Daddy, no you don’t go to work! Éa and I go to work! [pause] Oh. Well, I guess if Éa and I were the one who went to work, we’d be poor.
— Sullivan, in a gradually self-aware attempt to keep Scott from going to work that day
The front cover of a birthday card Sullivan drew for Cassie’s birthday. Featuring a black-capped chickadee drawn from a photo.
Yeah, but I got two in a row.
— Sullivan, after losing at tic-tac-toe to Grandpa
Carla: Wow, it looks like it was cold last night.
Sullivan: Well, I was as warm as a bear slumbering in the basement.
5th birthday verses
My son, youre five,
And I’m so glad youre alive.
It’s worth a lot of mirth,
The day you came to Earth.
So Mom baked a shark-tastic cake
And planned a party for your sake
With piñata, food and skating today
and friends who gather round to say:
We love you very much, my boy.
MAY ALL YOUR DAYS BE FULL OF JOY!
My daughter was over the other day when Scott pulled into your driveway with the kids. As Sullivan was getting out, she said, “Ma! That boy has no coat on!” I said, “You’re lucky he has shoes on.” Then Éa came out of the car…
— Neighbor Janet
“I need a carrot.”
— Sullivan, reaching into the fridge to grab the bag of baby carrots after eating a sour gumball for the first time
“When you come back to life after death, it’s sort of like God pushed you out of His tummy.”
— Sullivan, unprompted
On ants fighting
#as reported by Carla:
Just after sunset yesterday, I yelled for Scott to come see this neat swarm of tiny ants that I found in the driveway. We noticed one example of the stark difference in our kids’ personalities when Sullivan stood looking from a safe distance while Éa lay right on the blacktop inches from the mess of ants and poked at them with her fingers.
When I followed Éa in her boldness and looked up close myself, I noticed that these little ants weren’t after some food item as we had first assumed, but were actually fighting each other. I described what I had seen to the others, saying, “They’re fighting! It’s an all-out war!
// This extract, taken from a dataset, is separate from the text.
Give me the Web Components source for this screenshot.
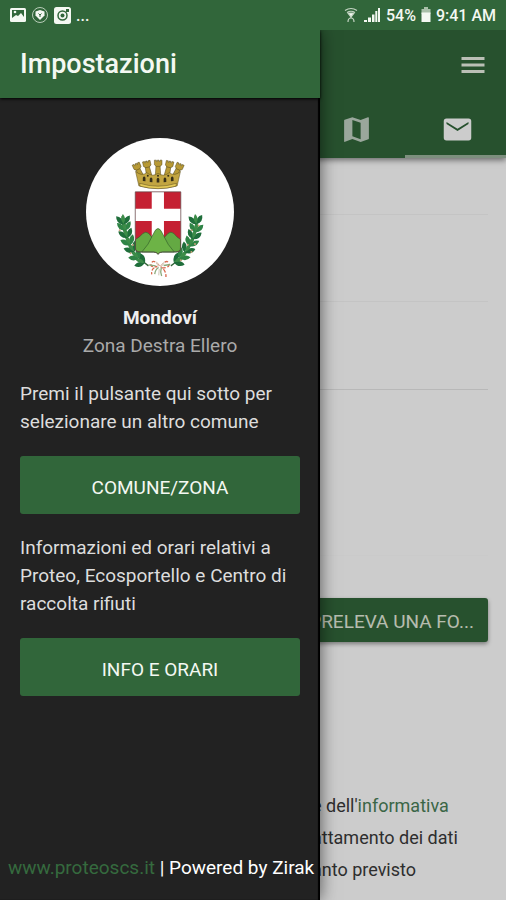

They’re in piles on top of each other and some are carrying away the dead.” Scott explained to the kids that this must be two distinct any colonies fighting for territory or something.
Then our kids displayed another fine example of their polar opposite personalities. Sullivan folded his hands and looked up to the sky with his happy bright blue eyes reflecting the clouds and prayed, “Dear God, please help these ants stop fighting each other.” Meanwhile, Ea moved even closer to the ants, with her brown eyes wide open and a big smile on her face, put her forehead right into the swarm and said with joy, ”Bonk heads!”
“Daddy, do you have any seedlings left?”
— Sullivan, on if we can have more kids
“How you say Thanksgiving in French is … ‘Franksgiving.’”
— Sullivan, giving his parents language lessons in the car on our way downtown
“But Dad, what is God? What is he? Is he just a big huge blump of air?”
— Sullivan, overhearing Carla and me talk about God’s kingdom
Sullivan's first dream report
#“Mommy and Dada, the other night, when I was asleep, my eyes went ploop! (with hand motions indicating quickly opening eyes) and I looked into my pillow and I saw gray telephone wires. And then I saw a big gray pipe with a gray whistle on the top. When the whistle blew, it was telling us that water was going to come shooting out of the pipe. All that was in my pillow! My PILLOW!”
“Excuse me, Daddy. God didn’t make this dinner. Mommy did! So, thank you, Mommy, for making this good dinner.”
— Sullivan, after Scott says grace
“Sorry, Éa, for peeing in your pants.”
— Sullivan, after peeing in his sister’s pants
“I think fireworks say ‘knock-knock’ to the world.
— Sullivan on the 4th of July
“DUCKS!! Hey you, take a picture of the ducks!”
— Sullivan, to one of the photographers during a photoshoot at a public park for Abe & Nina’s wedding
“The mama butterflies will come and bring their babies to stick them into my ear to eat pollen so they can turn into a flower with wings so they can fly!”
— Sullivan’s interpretation of earwax
“No, Sullivan, we’re not going to feed Éa a mouse.”
— Scott, context forgotten
I can’t take a nap, Dad. I’m allergic to naps.